Thursday, 26 June 2025

Paris Fashion Week: A Wink and a Whole Lot of Wonder ~ Walter Van Beirendonck's Spring/Summer 2026 Collection

At Paris Fashion Week, Walter Van Beirendonck's SS26 show was one of the highlights. Photograph (above) by Andrea Heinsohn for DAM.

Walter Van Beirendonck’s new collection offered more than just a runway show, it delivered a vibrant, emotionally charged meditation on memory, identity, and imagination. Staged in the historic Théâtre de l’Odéon, the presentation wove together oversized silhouettes, nostalgic prints, and surreal accessories to create a dreamscape of childlike wonder and introspection. With his signature mix of theatricality and commentary, the designer turned personal reflections into a bold, optimistic statement on how fashion can help us navigate an increasingly uncertain world, writes Jeanne-Marie Cilento. Photography by Andrea Heinsohn, Brittany Scott and Jay Zoo

Walter Van Beirendonck at 
the finale of his Paris show.
Photograph; Andrea Heinsohn
IN PARIS, Belgian designer Walter Van Beirendonck brought his singular voice to the Spring/Summer 2026 menswear season with a show staged at the historic Théâtre de l’Odéon. A leading figure of the influential Antwerp Six, Van Beirendonck presented a collection that balanced personal narrative with conceptual experimentation, melding sentiment, satire, and sculptural form under the title Wink With Starry Eyes.

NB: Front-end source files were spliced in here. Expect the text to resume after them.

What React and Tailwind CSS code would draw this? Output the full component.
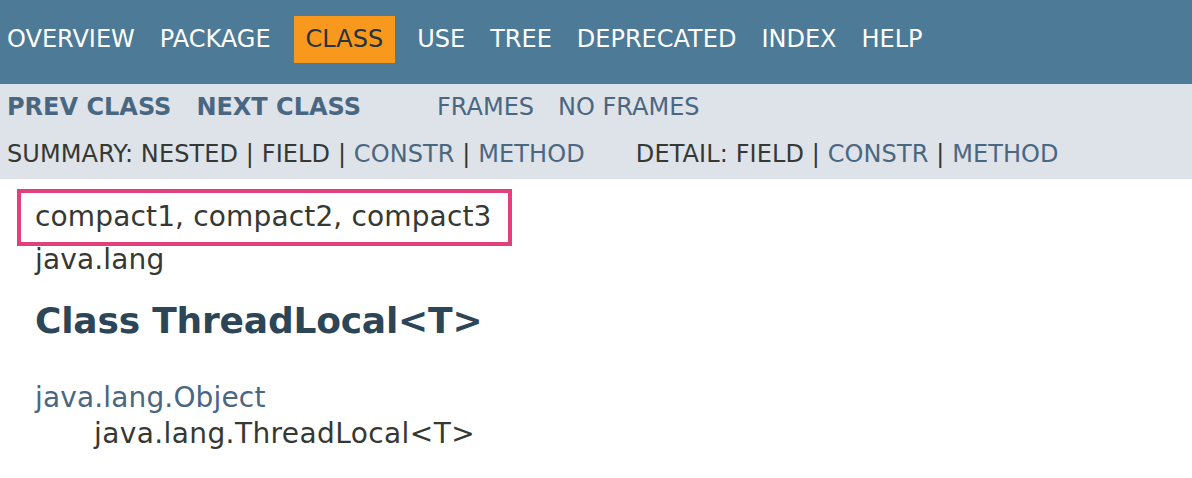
const NAV = ["OVERVIEW", "PACKAGE", "CLASS", "USE", "TREE", "DEPRECATED", "INDEX", "HELP"];

function TopNav() {
    return (
        <div className="flex h-[84px] gap-px bg-[#4d7a97] pl-[7px] pt-4">
            {NAV.map((item, i) => {
                if (item === "CLASS") {
                    return (
                        <div key={item} className="ml-[10px] mr-[9px] h-[47px] bg-[#f8981d] px-3 leading-[47px] text-[#253441]">
                            {item}
                        </div>
                    );
                }
                return (
                    <div
                        key={item}
                        className={`h-[47px] leading-[47px] text-white ${i === 0 ? "pr-3" : "px-3"}`}
                    >
                        {item}
                    </div>
                );
            })}
        </div>
    );
}

function SubNav() {
    return (
        <div className="bg-[#dee3e9] pl-[7px]">
            {/* prev / next / frames */}
            <div className="flex h-[46px] items-center leading-[46px]">
                <span className="font-bold text-[#4a6782]">PREV CLASS</span>
                <span className="ml-[25px] font-bold text-[#4a6782]">NEXT CLASS</span>
                <span className="ml-[76px] text-[#4a6782]">FRAMES</span>
                <span className="ml-6 text-[#4a6782]">NO FRAMES</span>
            </div>
            {/* summary / detail */}
            <div className="flex h-[49px] items-center whitespace-pre leading-[49px] tracking-[0.1px] text-[#353833]">
                <span>
                    SUMMARY: NESTED | FIELD | <span className="text-[#4a6782]">CONSTR</span> |{" "}
                    <span className="text-[#4a6782]">METHOD</span>
                </span>
                <span className="ml-[51px]">
                    DETAIL: FIELD | <span className="text-[#4a6782]">CONSTR</span> |{" "}
                    <span className="text-[#4a6782]">METHOD</span>
                </span>
            </div>
        </div>
    );
}

export default function App() {
    return (
        <div className="h-[478px] w-[1192px] overflow-hidden bg-white font-['DejaVu_Sans',sans-serif] text-[24px]">
            <TopNav />
            <SubNav />

            <div className="pl-[17px] pt-[10px] text-[28px] tracking-[0.15px] text-[#353833]">
                <div className="inline-block h-[57px] border-4 border-[#e0407b] pb-[2px] pl-[14px] pr-4 leading-[47px]">
                    compact1, compact2, compact3
                </div>
                <div className="pl-[18px] leading-[28px]">java.lang</div>
                <h2 className="mt-[26px] pl-[18px] text-[36px] font-bold leading-[42px] tracking-[-0.2px] text-[#2c4557]">
                    Class ThreadLocal&lt;T&gt;
                </h2>
                <div className="mt-[38px] pl-[18px] leading-[36px] text-[#4a6782]">java.lang.Object</div>
                <div className="pl-[77px] leading-[36px] tracking-[0.4px]">java.lang.ThreadLocal&lt;T&gt;</div>
            </div>
        </div>
    );
}
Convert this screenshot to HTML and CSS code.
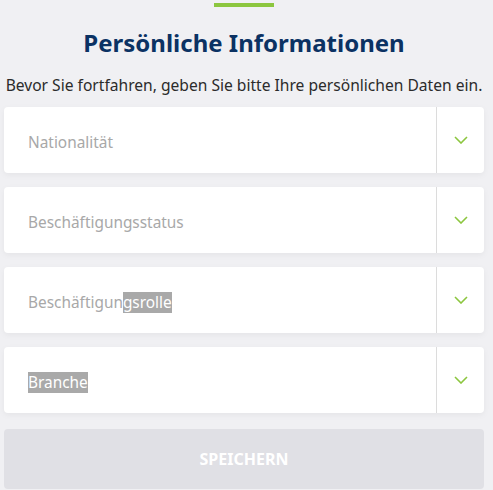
FILE: index.html
```html
<!DOCTYPE html>
<html lang="de">
<head>
    <meta charset="UTF-8">
    <meta name="viewport" content="width=device-width, initial-scale=1.0">
    <title>Persönliche Informationen</title>
    <link rel="stylesheet" href="styles.css">
</head>
<body>
    <div class="container">
        <div class="accent"></div>
        <h1>Persönliche Informationen</h1>
        <p class="intro">Bevor Sie fortfahren, geben Sie bitte Ihre persönlichen Daten ein.</p>

        <div class="field">
            <span class="placeholder">Nationalität</span>
            <span class="toggle">
                <svg width="14" height="8" viewBox="0 0 14 8"><path d="M1 1l6 6 6-6" fill="none" stroke="#8cc63f" stroke-width="1.6"/></svg>
            </span>
        </div>
        <div class="field">
            <span class="placeholder">Beschäftigungsstatus</span>
            <span class="toggle">
                <svg width="14" height="8" viewBox="0 0 14 8"><path d="M1 1l6 6 6-6" fill="none" stroke="#8cc63f" stroke-width="1.6"/></svg>
            </span>
        </div>
        <div class="field">
            <span class="placeholder">Beschäftigun<span class="marked">gsrolle</span></span>
            <span class="toggle">
                <svg width="14" height="8" viewBox="0 0 14 8"><path d="M1 1l6 6 6-6" fill="none" stroke="#8cc63f" stroke-width="1.6"/></svg>
            </span>
        </div>
        <div class="field">
            <span class="placeholder"><span class="marked">Branche</span></span>
            <span class="toggle">
                <svg width="14" height="8" viewBox="0 0 14 8"><path d="M1 1l6 6 6-6" fill="none" stroke="#8cc63f" stroke-width="1.6"/></svg>
            </span>
        </div>

        <button class="save" disabled>SPEICHERN</button>
    </div>
</body>
</html>
```

FILE: styles.css
```css
* {
  box-sizing: border-box;
}
body {
    font-family: "Noto Sans", "Open Sans", sans-serif;
    background-color: #f0f0f3;
    color: #333;
    margin: 0;
    padding: 3px 9px 0 4px;
}

.container {
    display: flex;
    flex-direction: column;
}

.accent {
    width: 60px;
    height: 4px;
    background: #8cc63f;
    align-self: center;
}

h1 {
    margin: 21px 0 0;
    text-align: center;
    font-size: 24px;
    line-height: 30px;
    font-weight: bold;
    color: #0b3263;
}

.intro {
    margin: 16px 0 11px;
    font-size: 15.6px;
    line-height: 22px;
    color: #2b2b2b;
    text-align: center;
    white-space: nowrap;
}

.field {
    display: flex;
    align-items: stretch;
    height: 66px;
    margin-bottom: 14px;
    background: #fff;
    border-radius: 4px;
    box-shadow: 0 2px 6px rgba(0, 0, 0, 0.05);
}

.placeholder {
    flex: 1;
    display: flex;
    align-items: center;
    padding: 4px 0 0 24px;
    font-size: 15.4px;
    color: #a8a8a8;
}

.marked {
    background: #a9a9a9;
    color: #fff;
}

.toggle {
    width: 48px;
    display: flex;
    align-items: center;
    justify-content: center;
    border-left: 1px solid #dcdcdc;
}

.save {
    height: 60px;
    margin-top: 2px;
    border: none;
    border-radius: 4px;
    background: #e0e0e5;
    color: #fff;
    font-family: inherit;
    font-size: 16px;
    font-weight: bold;
}
```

The collection explored memory as both a source of inspiration and a coping mechanism. Looking inward, Van Beirendonck drew from his childhood, transforming fragments of his own early life into visual motifs. 

Family portraits were enlarged, pixelated, and rendered into textiles, turning personal ephemera into wearable surfaces. These prints appeared across smocks, jackets, and suiting that referenced both historic tailoring and modern collage. 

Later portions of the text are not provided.